Improvements in the LHCb DAQ

The LHCb Data Acquisition system consists of about 300 FPGA-powered data-sources connected to a large farm of about 1500 ×86-servers. The connection is made by a Ethernet Local Area Network with more than 3000 ports. The very simple, connection-less, push-protocol for event-building employed by LHCb relies critically on extremely low loss-rates in the network. Since the last presentation of this system at the 2010 RealTime conference, the redundancy of the system has been significantly improved and it has also grown in size. The redundancy has increased the complexity of the network, but we managed to hide this from the event-builder “applications” on the FPGA and the individual CPU nodes. This setup and challenges with it will be described in this paper. Ageing network hardware cannot always be replaced identically, because maintenance of old network devices becomes very expensive. We have begun a campaign to identify replacement devices and will describe our procedure and measurement results. One specificity of the LHCb data acquisition system, which distinguishes it from other LHC DAQs is the use of the Timing and Fast Control (TFC) system, which is LHCb's variant of the LHC-wide Timing and Trigger Control (TTC), is used for event-management. The TFC is a hard realtime system, which needs to collaborate with a variable latency network for the purpose of event management.

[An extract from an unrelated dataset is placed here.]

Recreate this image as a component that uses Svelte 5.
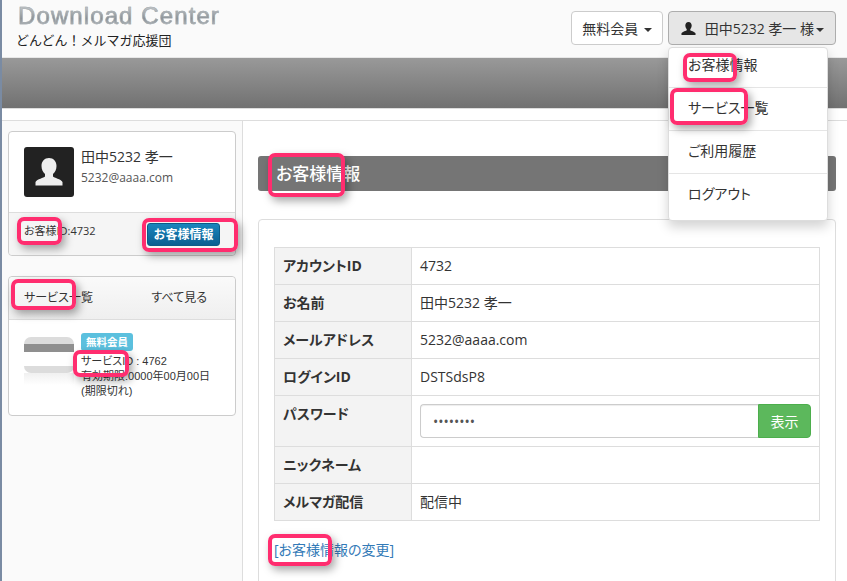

Together with our unreliable event-building protocol this makes the overall system sensitive to latency distributions on the network, which can lead to occasional problems in the network. To better understand these effects we have done measurements of the timing structure on the network in real time using independent FPGA-based network probes. These rather challenging measurements on a live 500 Gbit/s network will be used to improve the system for the next LHC run. Another change is the addition of disks to the event-receiving nodes, which used to do purely transient processing. This has increased the “elasticity” of the system, at the expense of increased operational complexity. We will discuss performance and reliability issues.